Said Lenzner after those passages were read to him: "I find that all very understandable. If the shoe had been on the other foot we would have felt many of the same things."
'He isn't very smart, is he?'
Lenzner speaks highly of Thompson's intelligence. But the Nixon White House had long been suspicious of Thompson -- because they thought ill of his intellect, at least according to transcripts of Nixon's White House tapes from "Abuse of Power: The New Nixon Tapes," by Stanley Kutler.
On May 14, 1973, then White House chief of staff Alexander Haig tells President Nixon that he pulled then-Acting White House Counsel Leonard Garment off a phone call with Thompson.
"Oh shit," Nixon said of Thompson, fearing he would be out-skilled by Democrats on the committee. "He's dumb as hell."
Upon hearing Baker had chosen Thompson to be minority counsel in February, Nixon said, "Oh shit, that kid…They are going to lose them all."
"Well, we're stuck with him," replied H.R. Haldeman, the White House chief of staff who would resign on April 30.
Later that month, in a conversation with Nixon, Baker assured the president that Thompson was "tough. He's six feet five inches. He's a big mean fella."
"Smart?" asked Nixon.
"He's terribly smart," Baker replied.
But Nixon was not convinced. On March 16, 1973, he told Dean that "Dash is too smart for that kid," meaning Thompson, then 30 years old.
On June 6, 1973, Buzhardt -- the White House lawyer Thompson later tipped off about Butterfield's pending testimony about the tapes -- told Nixon that "we've got pretty good rapport with Fred Thompson."
"He isn't very smart, is he?" Nixon asked.
"He squeezed Gurney," Buzhardt said, referring to Sen.
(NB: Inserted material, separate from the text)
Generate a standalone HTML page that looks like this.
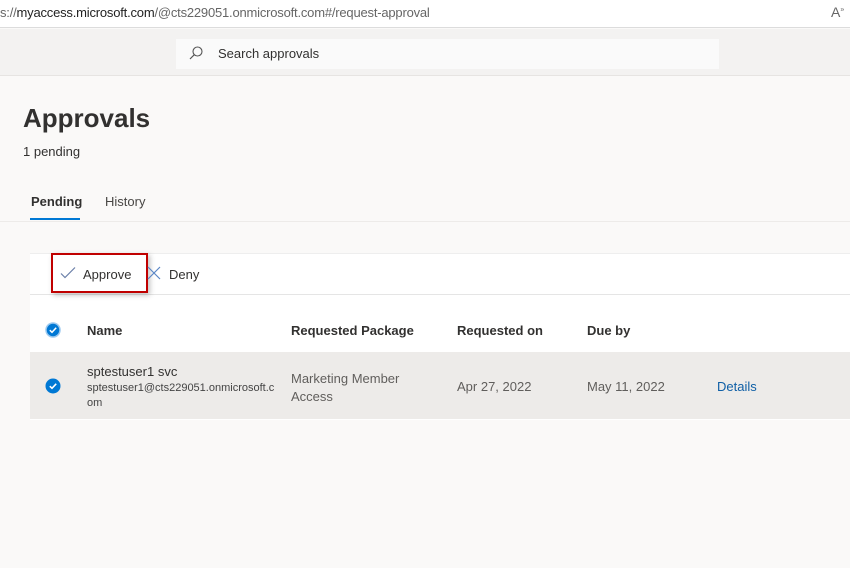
<!DOCTYPE html>
<html><head><style>
*{margin:0;padding:0;box-sizing:border-box}
body{width:850px;height:568px;overflow:hidden;background:#faf9f8;font-family:"Liberation Sans",sans-serif;color:#323130;position:relative}
.a{position:absolute;white-space:nowrap}
</style></head><body>
<div class="a" style="left:0;top:0;width:850px;height:28px;background:#fff;border-bottom:1px solid #dcdcdc"></div>
<div class="a" style="left:0;top:5px;font-size:13px;color:#666;letter-spacing:-0.2px">s://<span style="color:#222">myaccess.microsoft.com</span>/@cts229051.onmicrosoft.com#/request-approval</div>
<div class="a" style="left:831px;top:4px;font-size:14px;color:#666">A<sup style="font-size:7px">»</sup></div>
<div class="a" style="left:0;top:29px;width:850px;height:47px;background:#f3f2f1;border-bottom:1px solid #e6e4e2"></div>
<div class="a" style="left:176px;top:39px;width:543px;height:30px;background:#fafafa"></div>
<svg class="a" style="left:188px;top:45px" width="16" height="16" viewBox="0 0 16 16"><circle cx="9.5" cy="6.5" r="4.5" fill="none" stroke="#555" stroke-width="1.1"/><path d="M6.3 9.7 2 14" stroke="#555" stroke-width="1.2"/></svg>
<div class="a" style="left:218px;top:46px;font-size:13px;color:#323130">Search approvals</div>
<div class="a" style="left:23px;top:103px;font-size:26px;font-weight:bold;color:#323130">Approvals</div>
<div class="a" style="left:23px;top:144px;font-size:13px">1 pending</div>
<div class="a" style="left:31px;top:194px;font-size:13px;font-weight:bold">Pending</div>
<div class="a" style="left:30px;top:218px;width:50px;height:2px;background:#0078d4"></div>
<div class="a" style="left:105px;top:194px;font-size:13px;color:#484644">History</div>
<div class="a" style="left:0;top:221px;width:850px;height:1px;background:#edebe9"></div>
<div class="a" style="left:30px;top:253px;width:820px;height:167px;background:#fff;border-top:1px solid #eee"></div>
<div class="a" style="left:30px;top:294px;width:820px;height:1px;background:#e5e5e5"></div>
<div class="a" style="left:51px;top:253px;width:97px;height:40px;border:2px solid #c00000;box-shadow:2px 2px 5px rgba(0,0,0,.25)"></div>
<svg class="a" style="left:60px;top:266px" width="16" height="14" viewBox="0 0 16 14"><path d="M1 7.5 5 11.5 15 1.5" fill="none" stroke="#6a7fa8" stroke-width="1.2"/></svg>
<div class="a" style="left:83px;top:267px;font-size:13px">Approve</div>
<svg class="a" style="left:147px;top:266px" width="14" height="14" viewBox="0 0 14 14"><path d="M1 1 13 13M13 1 1 13" stroke="#5a86c5" stroke-width="1.2"/></svg>
<div class="a" style="left:169px;top:267px;font-size:13px">Deny</div>
<svg class="a" style="left:45px;top:322px" width="16" height="16" viewBox="0 0 16 16"><circle cx="8" cy="8" r="7" fill="#0078d4" stroke="#9cc9ef" stroke-width="1.5"/><path d="M4.8 8.2 7 10.3 11.2 5.8" fill="none" stroke="#fff" stroke-width="1.5"/></svg>
<div class="a" style="left:87px;top:323px;font-size:13px;font-weight:bold">Name</div>
<div class="a" style="left:291px;top:323px;font-size:13px;font-weight:bold">Requested Package</div>
<div class="a" style="left:457px;top:323px;font-size:13px;font-weight:bold">Requested on</div>
<div class="a" style="left:587px;top:323px;font-size:13px;font-weight:bold">Due by</div>
<div class="a" style="left:30px;top:352px;width:820px;height:67px;background:#edebe9"></div>
<svg class="a" style="left:45px;top:378px" width="16" height="16" viewBox="0 0 16 16"><circle cx="8" cy="8" r="7.5" fill="#0078d4"/><path d="M4.8 8.2 7 10.3 11.2 5.8" fill="none" stroke="#fff" stroke-width="1.6"/></svg>
<div class="a" style="left:87px;top:364px;font-size:13px">sptestuser1 svc</div>
<div class="a" style="left:87px;top:381px;font-size:11px;color:#444;line-height:15px">sptestuser1@cts229051.onmicrosoft.c<br>om</div>
<div class="a" style="left:291px;top:370px;font-size:13px;color:#605e5c;line-height:18px">Marketing Member<br>Access</div>
<div class="a" style="left:457px;top:379px;font-size:13px;color:#605e5c">Apr 27, 2022</div>
<div class="a" style="left:587px;top:379px;font-size:13px;color:#605e5c">May 11, 2022</div>
<div class="a" style="left:717px;top:379px;font-size:13px;color:#0f5fa6">Details</div>
</body></html>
Edward Gurney, R-Fla. "Not extremely so, but --"
"But he's friendly," Nixon said.
"But he's friendly," Buzhardt agreed.
"Good," said Nixon.
"We're going to work with him over the weekend," Buzhardt said. "We are hoping, though, to work with Thompson and prepare him if Dean does appear next week, to do a very thorough cross-examination."
On June 11, 1973, Buzhardt told Nixon that the preparation had gone well.
"I found, uh, uh, Thompson most cooperative, feeling more Republican every day," Buzhardt said.
"Really?" asked Nixon.
"So he tells me," Buzhardt said, calling Thompson "perfectly prepared to assist in really doing a cross-examination." He called him "far more cooperative really than I expected him to be. He's willing to go, you know, pretty much the distance now. And he said he realized his responsibility was going to have be as a Republican increasingly."
"He realizes that Ervin, et al., and Dash are being totally political, does he?"
"Right," said Buzhardt, who then said that Thompson said he wanted to more aggressively defend the president but was being restrained by Baker. "[H]e says Baker's aware of it" -- how "political" things were getting -- "but he was quite candid with us; he thinks Baker will move much more slowly than he will let Thompson move."
"Right," said Nixon.
A few days after that conversation, Thompson's public question about Nixon's tapes -- regardless of his motivation -- helped bring about the end of the Nixon presidency, inadvertently or not.
"It's one of life's ironies that history gets twisted to show the vulgar is the noble," said Armstrong.